YOUR INSTRUCTIONS. Gather all lines in the entries that include the word "TypeScript".

= = = =

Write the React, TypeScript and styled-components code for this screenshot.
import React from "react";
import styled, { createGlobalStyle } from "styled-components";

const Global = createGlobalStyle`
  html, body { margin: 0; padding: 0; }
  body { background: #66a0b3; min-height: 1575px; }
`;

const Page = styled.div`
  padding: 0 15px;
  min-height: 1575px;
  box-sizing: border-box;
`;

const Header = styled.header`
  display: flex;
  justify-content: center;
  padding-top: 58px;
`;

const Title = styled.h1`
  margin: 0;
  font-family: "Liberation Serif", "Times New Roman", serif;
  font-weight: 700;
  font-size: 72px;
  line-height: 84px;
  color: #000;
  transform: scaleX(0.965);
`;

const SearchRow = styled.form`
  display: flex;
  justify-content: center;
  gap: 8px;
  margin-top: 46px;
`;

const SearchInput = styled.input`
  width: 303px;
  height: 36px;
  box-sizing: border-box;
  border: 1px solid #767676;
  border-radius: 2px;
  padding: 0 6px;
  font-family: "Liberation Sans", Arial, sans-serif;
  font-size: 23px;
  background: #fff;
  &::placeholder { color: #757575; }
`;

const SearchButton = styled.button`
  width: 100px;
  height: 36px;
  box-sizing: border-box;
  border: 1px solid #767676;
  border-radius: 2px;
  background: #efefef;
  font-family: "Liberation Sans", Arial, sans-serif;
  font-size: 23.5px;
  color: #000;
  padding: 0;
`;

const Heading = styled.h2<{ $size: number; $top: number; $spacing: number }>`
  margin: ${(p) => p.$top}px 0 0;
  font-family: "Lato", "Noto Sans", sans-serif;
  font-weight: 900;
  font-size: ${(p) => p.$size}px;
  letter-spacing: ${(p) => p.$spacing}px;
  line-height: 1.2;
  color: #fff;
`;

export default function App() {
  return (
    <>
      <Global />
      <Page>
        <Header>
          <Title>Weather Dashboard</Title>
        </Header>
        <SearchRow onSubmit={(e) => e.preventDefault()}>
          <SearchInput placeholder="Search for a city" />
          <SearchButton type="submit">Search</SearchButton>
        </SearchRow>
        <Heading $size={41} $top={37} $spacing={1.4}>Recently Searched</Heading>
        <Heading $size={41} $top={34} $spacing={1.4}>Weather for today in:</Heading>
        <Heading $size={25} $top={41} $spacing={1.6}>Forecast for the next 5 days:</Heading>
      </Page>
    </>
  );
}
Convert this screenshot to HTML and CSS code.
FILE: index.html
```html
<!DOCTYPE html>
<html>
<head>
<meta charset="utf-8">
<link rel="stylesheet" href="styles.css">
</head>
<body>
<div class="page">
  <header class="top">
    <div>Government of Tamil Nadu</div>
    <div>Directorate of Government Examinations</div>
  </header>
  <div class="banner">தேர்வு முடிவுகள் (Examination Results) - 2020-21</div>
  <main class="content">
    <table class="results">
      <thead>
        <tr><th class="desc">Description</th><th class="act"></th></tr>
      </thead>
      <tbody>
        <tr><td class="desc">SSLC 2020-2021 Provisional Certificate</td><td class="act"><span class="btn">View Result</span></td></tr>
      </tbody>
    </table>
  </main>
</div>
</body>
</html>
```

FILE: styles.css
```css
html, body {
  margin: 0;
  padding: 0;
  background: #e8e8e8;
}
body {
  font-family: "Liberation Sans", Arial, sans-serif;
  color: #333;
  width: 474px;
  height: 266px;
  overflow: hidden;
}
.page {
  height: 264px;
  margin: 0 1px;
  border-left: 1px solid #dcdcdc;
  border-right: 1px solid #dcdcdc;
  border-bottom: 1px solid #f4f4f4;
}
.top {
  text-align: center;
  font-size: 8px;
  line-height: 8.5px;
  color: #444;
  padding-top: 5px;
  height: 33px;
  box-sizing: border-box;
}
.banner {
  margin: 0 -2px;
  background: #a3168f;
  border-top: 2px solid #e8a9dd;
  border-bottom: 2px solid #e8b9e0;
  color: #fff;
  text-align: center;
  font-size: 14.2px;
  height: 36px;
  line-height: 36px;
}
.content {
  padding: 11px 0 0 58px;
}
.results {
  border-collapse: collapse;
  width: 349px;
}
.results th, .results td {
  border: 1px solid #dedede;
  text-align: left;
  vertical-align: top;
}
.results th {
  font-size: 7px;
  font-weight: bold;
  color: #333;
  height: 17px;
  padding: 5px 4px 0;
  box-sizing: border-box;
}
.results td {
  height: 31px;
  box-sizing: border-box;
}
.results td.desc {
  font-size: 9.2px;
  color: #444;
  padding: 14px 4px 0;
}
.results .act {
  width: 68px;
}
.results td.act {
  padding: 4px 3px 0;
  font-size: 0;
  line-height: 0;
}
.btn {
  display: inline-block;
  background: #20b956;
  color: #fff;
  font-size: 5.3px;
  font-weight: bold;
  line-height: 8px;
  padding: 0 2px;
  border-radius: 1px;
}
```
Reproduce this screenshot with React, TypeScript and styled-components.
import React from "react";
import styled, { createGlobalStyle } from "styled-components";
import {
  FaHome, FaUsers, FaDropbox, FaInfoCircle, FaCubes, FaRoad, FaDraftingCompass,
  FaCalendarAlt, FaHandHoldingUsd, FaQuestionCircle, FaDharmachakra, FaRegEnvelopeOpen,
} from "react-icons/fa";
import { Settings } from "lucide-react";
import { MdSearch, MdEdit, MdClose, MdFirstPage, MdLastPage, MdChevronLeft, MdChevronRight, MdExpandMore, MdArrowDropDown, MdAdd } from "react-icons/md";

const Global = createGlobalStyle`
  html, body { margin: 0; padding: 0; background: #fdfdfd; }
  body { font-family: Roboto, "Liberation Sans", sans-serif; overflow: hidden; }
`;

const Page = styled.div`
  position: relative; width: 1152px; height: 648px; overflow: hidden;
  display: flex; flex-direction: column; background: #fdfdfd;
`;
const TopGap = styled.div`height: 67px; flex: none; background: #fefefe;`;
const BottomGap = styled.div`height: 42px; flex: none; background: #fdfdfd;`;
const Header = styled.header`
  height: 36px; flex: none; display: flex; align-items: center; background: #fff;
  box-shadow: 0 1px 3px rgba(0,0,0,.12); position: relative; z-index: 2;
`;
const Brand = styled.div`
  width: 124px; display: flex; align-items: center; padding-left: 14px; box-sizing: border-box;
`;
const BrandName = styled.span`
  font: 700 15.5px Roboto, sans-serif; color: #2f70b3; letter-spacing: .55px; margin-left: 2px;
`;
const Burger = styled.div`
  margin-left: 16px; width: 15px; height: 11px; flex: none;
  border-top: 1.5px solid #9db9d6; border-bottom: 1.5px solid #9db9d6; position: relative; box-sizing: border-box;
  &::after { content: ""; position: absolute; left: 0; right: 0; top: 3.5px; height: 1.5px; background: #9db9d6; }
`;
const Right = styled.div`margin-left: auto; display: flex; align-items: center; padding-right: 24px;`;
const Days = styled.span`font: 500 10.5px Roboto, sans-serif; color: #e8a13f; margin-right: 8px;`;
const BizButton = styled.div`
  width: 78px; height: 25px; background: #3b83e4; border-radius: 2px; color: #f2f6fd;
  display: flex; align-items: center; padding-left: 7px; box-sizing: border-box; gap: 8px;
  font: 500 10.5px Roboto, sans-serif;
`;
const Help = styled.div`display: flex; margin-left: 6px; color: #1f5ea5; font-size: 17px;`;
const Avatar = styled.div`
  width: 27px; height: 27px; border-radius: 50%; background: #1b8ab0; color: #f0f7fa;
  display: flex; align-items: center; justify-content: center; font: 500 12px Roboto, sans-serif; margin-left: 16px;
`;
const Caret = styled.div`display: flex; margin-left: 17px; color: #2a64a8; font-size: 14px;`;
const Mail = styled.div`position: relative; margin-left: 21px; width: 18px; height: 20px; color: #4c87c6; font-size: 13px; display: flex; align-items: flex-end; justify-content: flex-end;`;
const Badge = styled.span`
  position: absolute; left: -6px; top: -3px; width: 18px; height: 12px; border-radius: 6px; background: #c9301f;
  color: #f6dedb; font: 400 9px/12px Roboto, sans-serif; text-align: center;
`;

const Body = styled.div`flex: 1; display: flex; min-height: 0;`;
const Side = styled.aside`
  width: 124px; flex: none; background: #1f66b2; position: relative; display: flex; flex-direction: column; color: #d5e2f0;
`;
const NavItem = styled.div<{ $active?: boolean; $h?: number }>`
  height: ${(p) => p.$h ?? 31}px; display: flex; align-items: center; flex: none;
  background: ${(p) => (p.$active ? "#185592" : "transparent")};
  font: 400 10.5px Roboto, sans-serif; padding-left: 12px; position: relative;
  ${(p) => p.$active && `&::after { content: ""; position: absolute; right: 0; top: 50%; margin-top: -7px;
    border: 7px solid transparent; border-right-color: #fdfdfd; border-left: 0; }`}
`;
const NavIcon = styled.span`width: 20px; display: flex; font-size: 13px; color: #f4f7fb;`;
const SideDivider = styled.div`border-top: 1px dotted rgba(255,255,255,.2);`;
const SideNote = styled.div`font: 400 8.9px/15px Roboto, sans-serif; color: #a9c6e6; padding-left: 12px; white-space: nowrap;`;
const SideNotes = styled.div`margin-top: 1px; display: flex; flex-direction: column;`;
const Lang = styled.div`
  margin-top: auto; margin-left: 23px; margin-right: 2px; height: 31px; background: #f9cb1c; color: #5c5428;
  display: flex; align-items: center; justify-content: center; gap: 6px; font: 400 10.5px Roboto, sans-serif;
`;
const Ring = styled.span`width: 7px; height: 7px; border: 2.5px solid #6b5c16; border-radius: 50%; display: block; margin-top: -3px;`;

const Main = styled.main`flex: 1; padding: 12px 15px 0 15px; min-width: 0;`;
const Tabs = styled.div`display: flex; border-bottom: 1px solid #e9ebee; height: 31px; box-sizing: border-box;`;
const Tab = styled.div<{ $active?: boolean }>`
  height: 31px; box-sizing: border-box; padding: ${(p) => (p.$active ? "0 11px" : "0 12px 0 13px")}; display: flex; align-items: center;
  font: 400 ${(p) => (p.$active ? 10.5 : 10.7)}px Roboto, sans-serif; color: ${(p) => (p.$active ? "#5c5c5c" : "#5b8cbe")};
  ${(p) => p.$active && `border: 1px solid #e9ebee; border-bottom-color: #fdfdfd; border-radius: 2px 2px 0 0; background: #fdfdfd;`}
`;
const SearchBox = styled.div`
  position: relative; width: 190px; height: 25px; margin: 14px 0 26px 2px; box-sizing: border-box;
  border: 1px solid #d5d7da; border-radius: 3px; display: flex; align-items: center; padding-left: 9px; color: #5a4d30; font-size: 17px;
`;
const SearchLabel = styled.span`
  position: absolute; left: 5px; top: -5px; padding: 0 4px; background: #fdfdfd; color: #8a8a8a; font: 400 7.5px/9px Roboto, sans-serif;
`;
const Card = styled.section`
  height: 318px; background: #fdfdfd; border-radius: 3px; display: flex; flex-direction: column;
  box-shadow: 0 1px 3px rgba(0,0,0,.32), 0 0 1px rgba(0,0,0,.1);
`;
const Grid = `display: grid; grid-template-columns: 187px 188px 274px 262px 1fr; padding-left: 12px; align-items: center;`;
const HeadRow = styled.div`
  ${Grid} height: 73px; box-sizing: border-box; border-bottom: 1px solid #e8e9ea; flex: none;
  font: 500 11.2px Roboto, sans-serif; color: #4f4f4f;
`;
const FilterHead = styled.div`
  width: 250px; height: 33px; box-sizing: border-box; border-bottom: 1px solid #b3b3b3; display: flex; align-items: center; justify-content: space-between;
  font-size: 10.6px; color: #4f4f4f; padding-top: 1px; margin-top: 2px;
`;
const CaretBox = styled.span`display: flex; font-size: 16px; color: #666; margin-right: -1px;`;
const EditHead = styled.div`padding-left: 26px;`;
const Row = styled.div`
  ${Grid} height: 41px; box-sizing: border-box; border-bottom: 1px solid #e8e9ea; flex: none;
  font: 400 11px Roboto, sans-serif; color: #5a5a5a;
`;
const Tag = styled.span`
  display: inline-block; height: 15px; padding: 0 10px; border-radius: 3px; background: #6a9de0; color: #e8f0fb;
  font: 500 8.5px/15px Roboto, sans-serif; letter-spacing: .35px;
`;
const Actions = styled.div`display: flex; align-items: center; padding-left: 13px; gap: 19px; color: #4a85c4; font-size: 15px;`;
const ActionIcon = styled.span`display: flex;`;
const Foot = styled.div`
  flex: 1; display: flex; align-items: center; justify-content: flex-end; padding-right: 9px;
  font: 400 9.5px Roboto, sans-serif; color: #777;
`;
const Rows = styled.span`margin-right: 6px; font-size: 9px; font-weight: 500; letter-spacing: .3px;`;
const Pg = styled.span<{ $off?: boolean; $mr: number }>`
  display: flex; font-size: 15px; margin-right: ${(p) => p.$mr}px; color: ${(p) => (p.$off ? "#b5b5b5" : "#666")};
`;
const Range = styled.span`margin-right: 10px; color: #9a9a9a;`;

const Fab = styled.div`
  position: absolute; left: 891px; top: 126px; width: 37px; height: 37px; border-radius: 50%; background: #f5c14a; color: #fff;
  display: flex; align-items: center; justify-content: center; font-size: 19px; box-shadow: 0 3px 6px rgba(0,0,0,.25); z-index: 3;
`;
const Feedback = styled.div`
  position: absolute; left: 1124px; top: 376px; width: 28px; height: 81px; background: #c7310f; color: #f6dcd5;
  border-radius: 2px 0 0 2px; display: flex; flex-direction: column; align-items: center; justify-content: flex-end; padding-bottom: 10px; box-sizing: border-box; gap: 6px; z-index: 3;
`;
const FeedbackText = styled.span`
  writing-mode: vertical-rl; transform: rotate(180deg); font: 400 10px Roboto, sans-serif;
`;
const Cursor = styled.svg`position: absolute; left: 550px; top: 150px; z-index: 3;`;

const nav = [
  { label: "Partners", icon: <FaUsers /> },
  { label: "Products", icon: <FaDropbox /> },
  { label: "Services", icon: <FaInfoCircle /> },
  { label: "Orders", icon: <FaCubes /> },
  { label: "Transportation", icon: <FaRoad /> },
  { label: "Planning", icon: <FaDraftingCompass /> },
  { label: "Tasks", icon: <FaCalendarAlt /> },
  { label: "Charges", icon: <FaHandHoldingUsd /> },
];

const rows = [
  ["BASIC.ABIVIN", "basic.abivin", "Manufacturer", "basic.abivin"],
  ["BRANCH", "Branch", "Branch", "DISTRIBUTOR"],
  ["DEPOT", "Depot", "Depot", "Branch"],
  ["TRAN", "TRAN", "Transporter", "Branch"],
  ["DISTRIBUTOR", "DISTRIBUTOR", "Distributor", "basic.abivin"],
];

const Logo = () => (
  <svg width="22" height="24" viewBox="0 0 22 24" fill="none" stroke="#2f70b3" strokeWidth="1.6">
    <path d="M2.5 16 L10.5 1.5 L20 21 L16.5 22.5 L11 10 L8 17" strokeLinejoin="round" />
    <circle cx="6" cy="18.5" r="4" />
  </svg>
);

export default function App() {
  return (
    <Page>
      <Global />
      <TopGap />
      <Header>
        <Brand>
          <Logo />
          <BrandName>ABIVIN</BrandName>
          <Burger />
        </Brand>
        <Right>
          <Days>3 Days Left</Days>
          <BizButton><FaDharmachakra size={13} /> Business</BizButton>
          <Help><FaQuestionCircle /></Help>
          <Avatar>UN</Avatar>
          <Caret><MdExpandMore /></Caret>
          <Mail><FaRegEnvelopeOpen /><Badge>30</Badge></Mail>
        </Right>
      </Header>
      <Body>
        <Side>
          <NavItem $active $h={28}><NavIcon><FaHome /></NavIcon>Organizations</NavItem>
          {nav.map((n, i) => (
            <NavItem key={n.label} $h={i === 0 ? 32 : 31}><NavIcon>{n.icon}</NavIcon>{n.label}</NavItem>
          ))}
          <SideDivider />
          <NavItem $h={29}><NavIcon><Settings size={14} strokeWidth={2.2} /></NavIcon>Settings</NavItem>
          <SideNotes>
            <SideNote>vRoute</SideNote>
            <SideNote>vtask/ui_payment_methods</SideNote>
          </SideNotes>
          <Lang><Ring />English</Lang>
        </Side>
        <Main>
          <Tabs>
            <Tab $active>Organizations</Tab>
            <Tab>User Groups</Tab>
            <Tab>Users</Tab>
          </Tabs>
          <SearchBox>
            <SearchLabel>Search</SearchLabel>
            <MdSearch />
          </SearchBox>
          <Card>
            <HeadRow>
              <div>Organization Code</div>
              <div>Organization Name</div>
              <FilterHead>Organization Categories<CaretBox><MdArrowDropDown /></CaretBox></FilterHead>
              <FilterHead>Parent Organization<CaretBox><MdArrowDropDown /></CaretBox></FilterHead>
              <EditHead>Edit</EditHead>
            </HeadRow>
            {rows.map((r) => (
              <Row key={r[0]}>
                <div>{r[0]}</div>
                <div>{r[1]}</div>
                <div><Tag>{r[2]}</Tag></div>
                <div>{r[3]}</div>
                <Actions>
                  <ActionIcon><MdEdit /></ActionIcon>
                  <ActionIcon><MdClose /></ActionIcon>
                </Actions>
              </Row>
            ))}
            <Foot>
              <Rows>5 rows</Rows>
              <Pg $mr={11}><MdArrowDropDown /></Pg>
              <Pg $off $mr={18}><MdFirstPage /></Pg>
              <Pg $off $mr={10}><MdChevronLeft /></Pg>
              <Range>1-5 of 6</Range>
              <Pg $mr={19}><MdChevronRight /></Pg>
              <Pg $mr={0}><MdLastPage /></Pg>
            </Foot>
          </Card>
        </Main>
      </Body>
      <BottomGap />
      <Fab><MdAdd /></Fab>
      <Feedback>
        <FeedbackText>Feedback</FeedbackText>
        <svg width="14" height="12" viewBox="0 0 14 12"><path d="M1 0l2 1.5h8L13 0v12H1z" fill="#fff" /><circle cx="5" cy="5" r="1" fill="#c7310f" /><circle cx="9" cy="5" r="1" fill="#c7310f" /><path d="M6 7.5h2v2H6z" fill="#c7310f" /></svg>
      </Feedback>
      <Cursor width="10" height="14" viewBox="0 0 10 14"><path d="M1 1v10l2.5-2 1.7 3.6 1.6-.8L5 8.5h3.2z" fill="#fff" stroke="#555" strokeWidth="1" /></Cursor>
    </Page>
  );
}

= = = =

RESPONSE.
Write the React, TypeScript and styled-components code for this screenshot.
Reproduce this screenshot with React, TypeScript and styled-components.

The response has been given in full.